Stuff to care for when it comes to Database

                    The database often deals with concurrent reads/writes, thus it is ought to have better concurrency control mechanism. Depending on the storage engine underneath, it should perform defragmentation without affecting performance. Moreover, in just a sentence, a DBMS should obey ACID properties.

Simple Storage Engine
     
                     Let's consider a storage engine. Where for every write, data is appended at the end of the file. Even for modification, the new value is written at the end of the file. These writes are sequential writes and perform better than random writes.  For every read, we return the latest occurrence of the data i.e. {key: value }. But how to efficiently find the data on the disk? we need some sort of indexing, which would in turn help in locating the data on the disk.
                     Index, in general terms, is about keeping some metadata aside, which can be leveraged later for efficient retrieval of the on-disk data. But, this involves maintaining another secondary data other than primary data. It also incurs the overhead of maintaining the secondary data and consistency between them. This is a trade-off in storage systems.

Indexing: Hash Indexes

                      Hash indexes stores key, value pairs and is generally implemented using a hash map. Let's continue our example, if we are having a storage engine based on append only (logging) mechanism, we can maintain an in-memory hash map, where we map keys with the file pointer of the value on the disk. Now, whenever a read request comes, we check for its key in the in-memory hash map and perform disk seek in O(1) using the file pointer associated with the key and return the original value. This rapidly improves the read performance, on the cost of maintaining the in-memory hash map for every key in the database.
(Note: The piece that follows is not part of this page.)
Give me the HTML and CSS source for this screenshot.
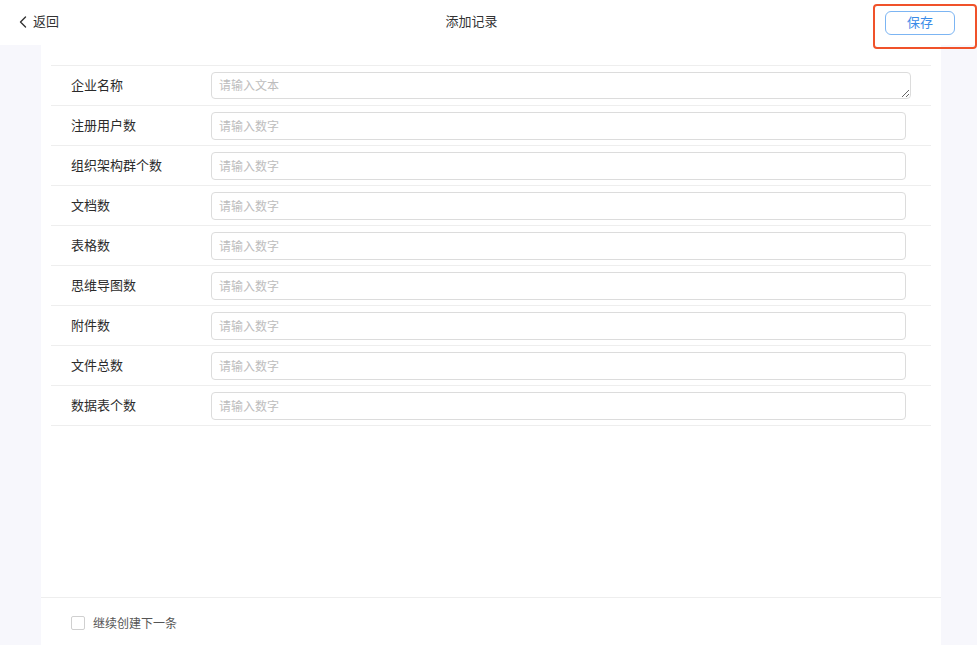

But not a bad approach at all!
                       For every write, we append the data at the end of the on-disk file and update the file pointer in the in-memory hash map. But wait, what about the disk space?
                       So, to tackle this we break the on-disk file into the segments of a certain size, every data is appended to the current segment (active segment) and if the size of the active segment reaches a certain threshold, we create another segment which now becomes the active segment and the previous segment is marked as old segment. Old segments are kept immutable.
                        To solve disk space problem, we run compaction and merge algorithm, where old segments are iterated over and compacted i.e. the duplicate keys are replaced with the latest occurrence of the key and are merged into the single segment. This is a timely process and runs after a definite amount of time. While serving IOs data is read from the old segments, and when compaction and merge completes, the old segments are deleted and these new segments are added, requires file pointer update in the in-memory hash map. Appending and merging are sequential write operations which are generally much faster than random writes.

Riak: Bitcask

                         Well, this is the exact way in which bitcask works. Bitcask is a default storage engine used by Riak Key-Value store. It serves well when the workload involves lots of key-value updates. Bitcask provides high performant reads/writes due to, of course, in-memory hasp map, which also incurs the overhead of having all the keys in the memory.

Problems with Bitcask:
  1. Bitcask requires all keys to be in memory.
  2. Range queries are not efficient (keys are not sorted) and take much time.
Bitcask is way cooler and simple. Let's explore more cooler technique, SSTables in the next blog! 

Comments

Popular posts from this blog

System Design #1: Designing Live Commenting!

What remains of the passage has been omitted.